__CHALLENGE__.
Leave the pictures out. Return all other data exactly.

__SOURCE MATERIAL__.
--
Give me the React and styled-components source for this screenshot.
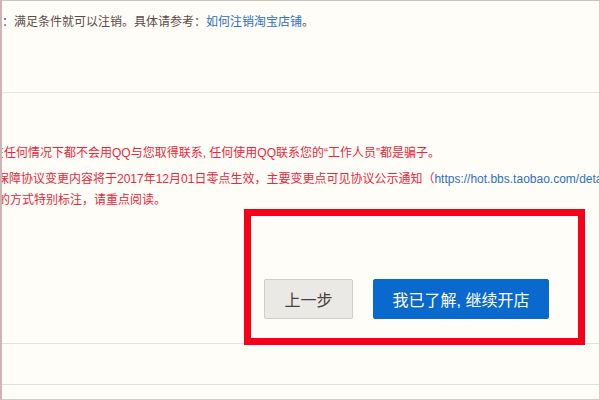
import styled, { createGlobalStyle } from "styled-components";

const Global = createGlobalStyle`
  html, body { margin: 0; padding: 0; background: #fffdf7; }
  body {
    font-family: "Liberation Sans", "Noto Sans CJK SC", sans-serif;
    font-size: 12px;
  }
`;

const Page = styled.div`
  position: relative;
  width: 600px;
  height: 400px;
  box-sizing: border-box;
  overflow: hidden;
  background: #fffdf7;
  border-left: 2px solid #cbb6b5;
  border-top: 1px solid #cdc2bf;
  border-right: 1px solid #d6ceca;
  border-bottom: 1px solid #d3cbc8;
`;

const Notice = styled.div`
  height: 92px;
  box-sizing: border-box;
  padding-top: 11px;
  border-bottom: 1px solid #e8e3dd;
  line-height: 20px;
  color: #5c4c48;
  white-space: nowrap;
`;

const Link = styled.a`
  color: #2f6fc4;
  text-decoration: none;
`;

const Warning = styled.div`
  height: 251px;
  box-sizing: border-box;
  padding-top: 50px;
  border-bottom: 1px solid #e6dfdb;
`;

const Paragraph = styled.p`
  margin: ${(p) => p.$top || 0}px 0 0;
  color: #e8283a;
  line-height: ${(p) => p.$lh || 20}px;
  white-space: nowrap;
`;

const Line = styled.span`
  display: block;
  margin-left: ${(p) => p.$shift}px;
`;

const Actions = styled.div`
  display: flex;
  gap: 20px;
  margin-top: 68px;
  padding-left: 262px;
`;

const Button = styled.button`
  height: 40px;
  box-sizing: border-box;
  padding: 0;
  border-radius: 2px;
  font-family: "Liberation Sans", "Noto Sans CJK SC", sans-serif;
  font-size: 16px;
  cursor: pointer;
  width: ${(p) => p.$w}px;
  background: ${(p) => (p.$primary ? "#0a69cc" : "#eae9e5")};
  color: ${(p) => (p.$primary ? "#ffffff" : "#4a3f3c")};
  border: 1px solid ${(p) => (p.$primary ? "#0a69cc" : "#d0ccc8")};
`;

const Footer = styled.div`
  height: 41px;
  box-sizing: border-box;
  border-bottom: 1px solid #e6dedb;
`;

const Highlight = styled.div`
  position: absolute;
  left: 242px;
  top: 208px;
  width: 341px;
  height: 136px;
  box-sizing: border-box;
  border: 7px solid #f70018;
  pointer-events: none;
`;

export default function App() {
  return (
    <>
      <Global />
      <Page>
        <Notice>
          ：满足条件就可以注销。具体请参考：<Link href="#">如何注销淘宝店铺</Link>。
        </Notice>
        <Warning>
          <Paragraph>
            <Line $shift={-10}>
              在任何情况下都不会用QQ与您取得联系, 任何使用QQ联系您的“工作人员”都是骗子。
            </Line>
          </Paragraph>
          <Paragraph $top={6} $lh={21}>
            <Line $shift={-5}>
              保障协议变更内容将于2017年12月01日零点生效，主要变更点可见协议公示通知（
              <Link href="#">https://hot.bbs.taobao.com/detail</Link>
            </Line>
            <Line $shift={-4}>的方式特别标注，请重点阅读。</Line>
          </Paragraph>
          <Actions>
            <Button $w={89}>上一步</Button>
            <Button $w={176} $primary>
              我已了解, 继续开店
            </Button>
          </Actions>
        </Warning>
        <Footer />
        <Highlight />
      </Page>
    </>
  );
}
--
__RIGHT ANSWER__.
Give me the React and styled-components source for this screenshot.
import styled, { createGlobalStyle } from "styled-components";

const Global = createGlobalStyle`
  html, body { margin: 0; padding: 0; background: #fffdf7; }
  body {
    font-family: "Liberation Sans", "Noto Sans CJK SC", sans-serif;
    font-size: 12px;
  }
`;

const Page = styled.div`
  position: relative;
  width: 600px;
  height: 400px;
  box-sizing: border-box;
  overflow: hidden;
  background: #fffdf7;
  border-left: 2px solid #cbb6b5;
  border-top: 1px solid #cdc2bf;
  border-right: 1px solid #d6ceca;
  border-bottom: 1px solid #d3cbc8;
`;

const Notice = styled.div`
  height: 92px;
  box-sizing: border-box;
  padding-top: 11px;
  border-bottom: 1px solid #e8e3dd;
  line-height: 20px;
  color: #5c4c48;
  white-space: nowrap;
`;

const Link = styled.a`
  color: #2f6fc4;
  text-decoration: none;
`;

const Warning = styled.div`
  height: 251px;
  box-sizing: border-box;
  padding-top: 50px;
  border-bottom: 1px solid #e6dfdb;
`;

const Paragraph = styled.p`
  margin: ${(p) => p.$top || 0}px 0 0;
  color: #e8283a;
  line-height: ${(p) => p.$lh || 20}px;
  white-space: nowrap;
`;

const Line = styled.span`
  display: block;
  margin-left: ${(p) => p.$shift}px;
`;

const Actions = styled.div`
  display: flex;
  gap: 20px;
  margin-top: 68px;
  padding-left: 262px;
`;

const Button = styled.button`
  height: 40px;
  box-sizing: border-box;
  padding: 0;
  border-radius: 2px;
  font-family: "Liberation Sans", "Noto Sans CJK SC", sans-serif;
  font-size: 16px;
  cursor: pointer;
  width: ${(p) => p.$w}px;
  background: ${(p) => (p.$primary ? "#0a69cc" : "#eae9e5")};
  color: ${(p) => (p.$primary ? "#ffffff" : "#4a3f3c")};
  border: 1px solid ${(p) => (p.$primary ? "#0a69cc" : "#d0ccc8")};
`;

const Footer = styled.div`
  height: 41px;
  box-sizing: border-box;
  border-bottom: 1px solid #e6dedb;
`;

const Highlight = styled.div`
  position: absolute;
  left: 242px;
  top: 208px;
  width: 341px;
  height: 136px;
  box-sizing: border-box;
  border: 7px solid #f70018;
  pointer-events: none;
`;

export default function App() {
  return (
    <>
      <Global />
      <Page>
        <Notice>
          ：满足条件就可以注销。具体请参考：<Link href="#">如何注销淘宝店铺</Link>。
        </Notice>
        <Warning>
          <Paragraph>
            <Line $shift={-10}>
              在任何情况下都不会用QQ与您取得联系, 任何使用QQ联系您的“工作人员”都是骗子。
            </Line>
          </Paragraph>
          <Paragraph $top={6} $lh={21}>
            <Line $shift={-5}>
              保障协议变更内容将于2017年12月01日零点生效，主要变更点可见协议公示通知（
              <Link href="#">https://hot.bbs.taobao.com/detail</Link>
            </Line>
            <Line $shift={-4}>的方式特别标注，请重点阅读。</Line>
          </Paragraph>
          <Actions>
            <Button $w={89}>上一步</Button>
            <Button $w={176} $primary>
              我已了解, 继续开店
            </Button>
          </Actions>
        </Warning>
        <Footer />
        <Highlight />
      </Page>
    </>
  );
}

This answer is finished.